Dixon noted that only 16 states have fully modernized, that it took many states using outdated hardware and software written in a 60-year-old computer language to get online applications in place, that people spent hours on the phone to obtain information about the status of their claims, and they sometimes waited months to get their benefits.
Her recommendations include big matters like mandating the federal government fully fund UI modernization in those states that have strong accountability standards down to seemingly small but crucial things such as allowing people to file applications from their phones. That matters because while many middle-class workers have laptop computers, low-paid workers typically depend on their phones for internet connections.
In 2018, the Upjohn Institute for Employment Research published Unemployment Insurance Reform: Fixing a Broken System. The U.S. Chamber of Commerce and the conservative Manhattan Project have their own plans.
President Biden has proposed a partial fix of his own for one element of UI with his “Scale Up Employment Insurance by Reforming Short-Time Compensation Programs.” This would:
Transform unemployment insurance into Employment Insurance for millions of workers by getting all 50 states to adopt and dramatically scale up short-time compensation programs. Under short-time compensation — also known as work sharing — firms in distress keep workers employed but at reduced hours and the federal government helps make up the difference in wages. The Obama-Biden administration championed this approach in the U.S., and so far 27 states have established short-time compensation programs.

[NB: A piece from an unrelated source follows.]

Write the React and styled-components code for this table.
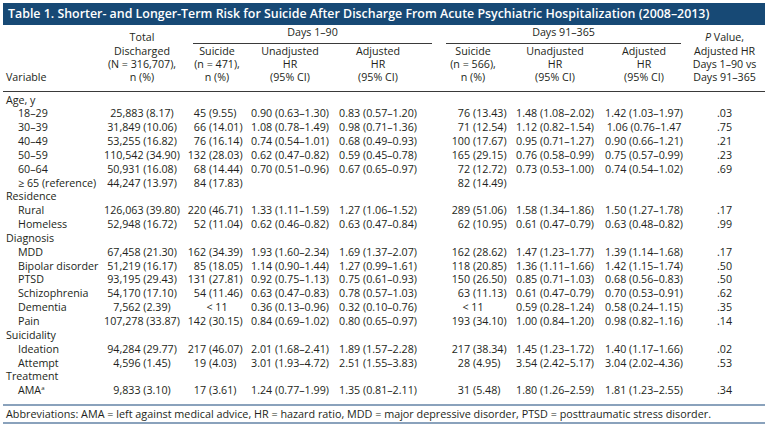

Among the changes he proposes: establishing 100% federal financing; securing participation from all 50 states, D.C, Puerto Rico, and the Virgin Islands; creating a tax credit for employers’ extra healthcare costs; raising caps on employer work reductions; launching a major awareness campaign to improve business participation rates; and building automatic triggers based on economic and public health conditions.
Short of the unlikelihood of giving everyone a universal basic income anytime soon, there are other reforms in addition to fixing infrastructure and changing funding arrangements that can and should be undertaken.
Everyone who works should be covered so that emergency programs like the PUA are never again unnecessary. The percentage of earned income that UI covers needs to be higher in most states. Currently, it’s less than 40% of earnings. For some low-income households, that won’t keep them out of poverty. Government programs like the New Deal’s Works Progress Administration and the Civilian Conservation Corps. should be permanent, offering training and government jobs to the unemployed regardless of whether the economy is in recession or not. Biden’s executive order calling for the establishment of a modern CCC is a good start in that direction, but it will take Congress to comprehensively overhaul the unemployment system. Even with Democrats now in charge of the Senate, House, and White House, that will be a steep climb. Meanwhile, Band-Aids will have to suffice.